Transformers Are Bayesian Networks (arxiv.org)

by Anon84 33 comments 40 points
Read article View on HN

33 comments

[−] warypet 52d ago
I found this earlier today when looking for research and ended up reporting it for citing fake sources. Please correct me if I'm wrong, but I couldn't find "[9] Jongsuk Jung, Jaekyeom Kim, and Hyunwoo J. Choi. Rethinking attention as belief propagation. In International Conference on Machine Learning (ICML), 2022." anywhere else on the internet
[−] kurthr 52d ago
Yep, nothing by even a subset of those authors. Closest paper from that Conference:

Rethinking Attention-Model Explainability through Faithfulness Violation Test Yibing Liu, Haoliang Li, Yangyang Guo, Chenqi Kong, Jing Li, Shiqi Wang

https://proceedings.mlr.press/v162/liu22i.html

https://icml.cc/virtual/2022/spotlight/18082

[−] measurablefunc 52d ago
It's "vibe" research. Most of it is basically pure nonsense.
[−] kleiba 52d ago
Care to elaborate?
[−] handedness 51d ago
The Coefficient of Sketch here feels pretty high: https://xcancel.com/gregcoppola5d
[−] getnormality 52d ago

> Transformers are the dominant architecture in AI, yet why they work remains poorly understood. This paper offers a precise answer: a transformer is a Bayesian network.

Why would being a Bayesian network explain why transformers work? Bayesian networks existed long before transformers and never achieved their performance.

[−] malcolmgreaves 56d ago

> Hallucination is not a bug that scaling can fix. It is the structural consequence of operating without concepts.

NNs are as close to continuous as we can get with discrete computing. They’re flexible and adaptable and can contain many “concepts.” But their chief strength is also their chief weakness: these “concepts” are implicit. I wonder if we can get a hybrid architecture that has the flexibility of NNs while retaining discrete concepts like a knowledge base does.

[−] westurner 56d ago
https://news.ycombinator.com/item?id=45256179 :

> Which statistical models disclaim that their output is insignificant if used with non-independent features?
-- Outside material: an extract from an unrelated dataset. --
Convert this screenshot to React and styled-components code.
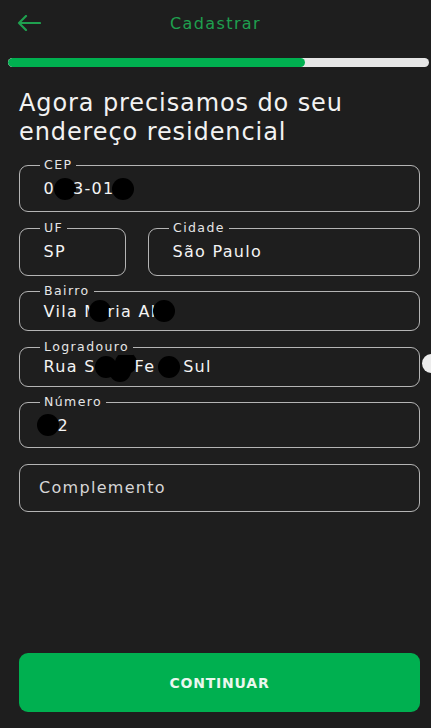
import React from "react";
import styled, { createGlobalStyle } from "styled-components";

const Global = createGlobalStyle`
  html, body { margin: 0; padding: 0; background: #1e1e1e; }
  body { font-family: "DejaVu Sans", "Noto Sans", sans-serif; overflow: hidden; }
  * { box-sizing: border-box; }
`;

const Page = styled.div`
  position: relative;
  min-height: 728px;
  display: flex;
  flex-direction: column;
  background: #1e1e1e;
  color: #f0f0f0;
  padding-bottom: 16px;
`;

const Header = styled.header`
  height: 46px;
  display: grid;
  grid-template-columns: 60px 1fr 60px;
  align-items: center;
`;

const BackButton = styled.button`
  background: none;
  border: 0;
  padding: 0 0 0 17px;
  height: 46px;
  display: flex;
  align-items: center;
  cursor: pointer;
`;

const Title = styled.h1`
  margin: 0;
  text-align: center;
  font-size: 16px;
  font-weight: 500;
  letter-spacing: 1.4px;
  color: #1fa04f;
`;

const Progress = styled.div`
  margin: 12px 2px 0 8px;
  height: 9px;
  border-radius: 5px;
  background: #e6e6e6;
  overflow: hidden;
`;

const ProgressFill = styled.div`
  height: 100%;
  background: #00b050;
  border-radius: 5px;
`;

const Content = styled.main`
  padding: 0 11px 0 19px;
  display: flex;
  flex-direction: column;
`;

const Heading = styled.h2`
  margin: 22px 0 18px;
  font-size: 24px;
  line-height: 29px;
  font-weight: 400;
  letter-spacing: 0.9px;
  color: #f2f2f2;
`;

const Form = styled.div`
  display: flex;
  flex-direction: column;
  gap: 15.6px;
`;

const Row = styled.div`
  display: grid;
  grid-template-columns: 107px 1fr;
  gap: 22px;
`;

const Field = styled.div`
  position: relative;
  height: ${(p) => p.$h}px;
  border: 1.5px solid #b4b4b4;
  border-radius: 9px;
  display: flex;
  align-items: center;
  padding-left: ${(p) => (p.$plain ? 19 : 23.5)}px;
`;

const Label = styled.span`
  position: absolute;
  left: 20px;
  top: -9px;
  padding: 0 4px;
  background: #1e1e1e;
  font-size: 12.5px;
  line-height: 16px;
  letter-spacing: 1.4px;
  color: #e6e6e6;
`;

const Value = styled.span`
  font-size: 16px;
  letter-spacing: 1.3px;
  color: ${(p) => (p.$placeholder ? "#d6d6d6" : "#f4f4f4")};
  font-weight: ${(p) => (p.$placeholder ? 400 : 500)};
  display: flex;
  align-items: center;
  white-space: pre;
`;

/* redaction marks painted over the text in the screenshot */
const Dot = styled.span`
  display: inline-block;
  flex: none;
  width: 22px;
  height: 22px;
  border-radius: 50%;
  background: #000;
  margin: 0 ${(p) => p.$mr ?? -2}px 0 ${(p) => p.$ml ?? -2}px;
  align-self: ${(p) => p.$align || "center"};
`;

const DotCluster = styled.span`
  display: inline-flex;
  align-items: center;
  height: 30px;
  margin: 0 -2px 0 -1px;
`;

const Button = styled.button`
  margin: auto 11px 0 19px;
  height: 59px;
  border: 0;
  border-radius: 9px;
  background: #00b050;
  color: #eaf7ee;
  font-family: "DejaVu Sans", sans-serif;
  font-size: 14px;
  font-weight: 700;
  letter-spacing: 0.8px;
  cursor: pointer;
`;

const EdgeKnob = styled.span`
  position: absolute;
  right: -10px;
  top: 354px;
  width: 19px;
  height: 19px;
  border-radius: 50%;
  background: #ececec;
`;

function BackArrow() {
  return (
    <svg width="24" height="16" viewBox="0 0 24 16" fill="none">
      <path d="M23 8H2M9 1L2 8l7 7" stroke="#1fa04f" strokeWidth="2.2" strokeLinecap="round" strokeLinejoin="round" />
    </svg>
  );
}

export default function App() {
  const progress = 70.6;
  return (
    <>
      <Global />
      <Page>
        <Header>
          <BackButton aria-label="Voltar">
            <BackArrow />
          </BackButton>
          <Title>Cadastrar</Title>
          <span />
        </Header>
        <Progress>
          <ProgressFill style={{ width: `${progress}%` }} />
        </Progress>
        <Content>
          <Heading>
            Agora precisamos do seu
            <br />
            endereço residencial
          </Heading>
          <Form>
            <Field $h={47}>
              <Label>CEP</Label>
              <Value>
                0<Dot $ml={-1} $mr={-3} />3-01<Dot $ml={-3} />
              </Value>
            </Field>
            <Row>
              <Field $h={48}>
                <Label>UF</Label>
                <Value>SP</Value>
              </Field>
              <Field $h={48}>
                <Label>Cidade</Label>
                <Value>São Paulo</Value>
              </Field>
            </Row>
            <Field $h={40}>
              <Label>Bairro</Label>
              <Value>
                Vila M<Dot $ml={-10} $mr={-4} />ria Al<Dot $ml={-4} />
              </Value>
            </Field>
            <Field $h={40}>
              <Label>Logradouro</Label>
              <Value>
                Rua S
                <DotCluster>
                  <Dot $ml={0} $mr={-4} />
                  <Dot $ml={-4} $mr={-16} $align="flex-end" />
                  <Dot $ml={0} $mr={0} $align="flex-start" />
                </DotCluster>
                Fe <Dot $ml={-4} $mr={-3} /> Sul
              </Value>
            </Field>
            <Field $h={46}>
              <Label>Número</Label>
              <Value>
                <Dot $ml={-7} $mr={-1} />2
              </Value>
            </Field>
            <Field $h={48} $plain>
              <Value $placeholder>Complemento</Value>
            </Field>
          </Form>
        </Content>
        <Button>CONTINUAR</Button>
        <EdgeKnob />
      </Page>
    </>
  );
}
Naieve Bayes [...]

Ironic then, because if transformers are Bayesian networks then we're using Bayesian networks for non-independent features.
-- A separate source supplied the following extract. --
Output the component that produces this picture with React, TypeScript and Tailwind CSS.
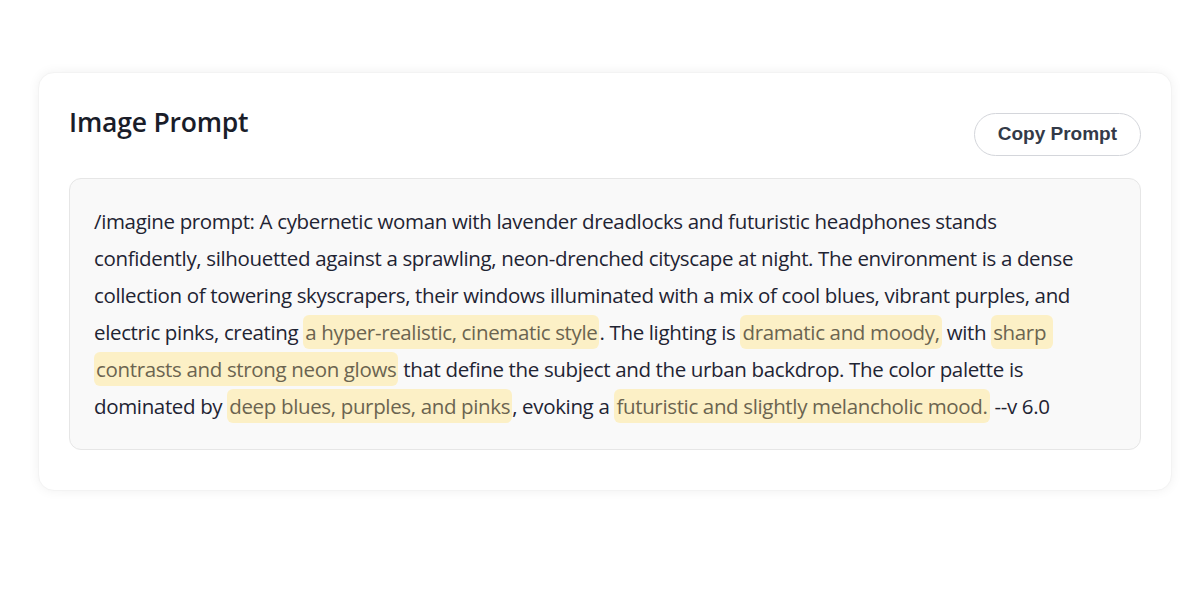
import React from "react";

const hl = "bg-[#fcf0c6] text-[#6b6450] rounded-md px-[2px] py-[3px]";

export default function App() {
  return (
    <div className="min-h-[600px] bg-white pt-[72px] pl-[38px] pr-[28px]">
      <div className="rounded-2xl bg-white shadow-[0_0_12px_rgba(0,0,0,0.06)] border border-[#f3f3f3] px-[30px] pt-[31px] pb-[40px]">
        <div className="flex items-start justify-between">
          <h1 className="mt-[2px] text-[26.5px] leading-8 font-semibold text-[#1a1d29] [font-family:'Open_Sans',sans-serif] tracking-[-0.2px]">
            Image Prompt
          </h1>
          <button className="mt-[9px] h-[43px] rounded-full border border-[#d4d6db] bg-white px-[23px] text-[19px] font-bold text-[#333a48] [font-family:'Liberation_Sans',Arial,sans-serif]">
            Copy Prompt
          </button>
        </div>
        <div className="mt-[22px] rounded-xl border border-[#e6e6e6] bg-[#f9f9f9] px-6 py-6">
          <p className="whitespace-nowrap text-[20.5px] leading-[37px] text-[#1f2433] [font-family:'Open_Sans',sans-serif] tracking-[-0.35px]">
            /imagine prompt: A cybernetic woman with lavender dreadlocks and futuristic headphones stands
            <br />
            confidently, silhouetted against a sprawling, neon-drenched cityscape at night. The environment is a dense
            <br />
            collection of towering skyscrapers, their windows illuminated with a mix of cool blues, vibrant purples, and
            <br />
            electric pinks, creating <span className={hl}>a hyper-realistic, cinematic style</span>. The lighting is{" "}
            <span className={hl}>dramatic and moody,</span> with <span className={hl}>sharp&nbsp;</span>
            <br />
            <span className={hl}>contrasts and strong neon glows</span> that define the subject and the urban backdrop. The color palette is
            <br />
            dominated by <span className={hl}>deep blues, purples, and pinks</span>, evoking a{" "}
            <span className={hl}>futuristic and slightly melancholic mood.</span> --v 6.0
          </p>
        </div>
      </div>
    </div>
  );
}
From "Quantum Bayes' rule and Petz transpose map from the minimum change principle" (2025) https://news.ycombinator.com/item?id=45074143 :

> Petz recovery map: https://en.wikipedia.org/wiki/Petz_recovery_map :

> In quantum information theory, a mix of quantum mechanics and information theory, the Petz recovery map can be thought of as a quantum analog of Bayes' theorem

But there aren't yet enough qubits for quantum LLMs: https://news.ycombinator.com/item?id=47203219#47250262

"Transformer is a holographic associative memory" (2025) https://news.ycombinator.com/item?id=43028710#43029899

[−] wklm 52d ago
I like their definition of hallucination
[−] tug2024 52d ago
[dead]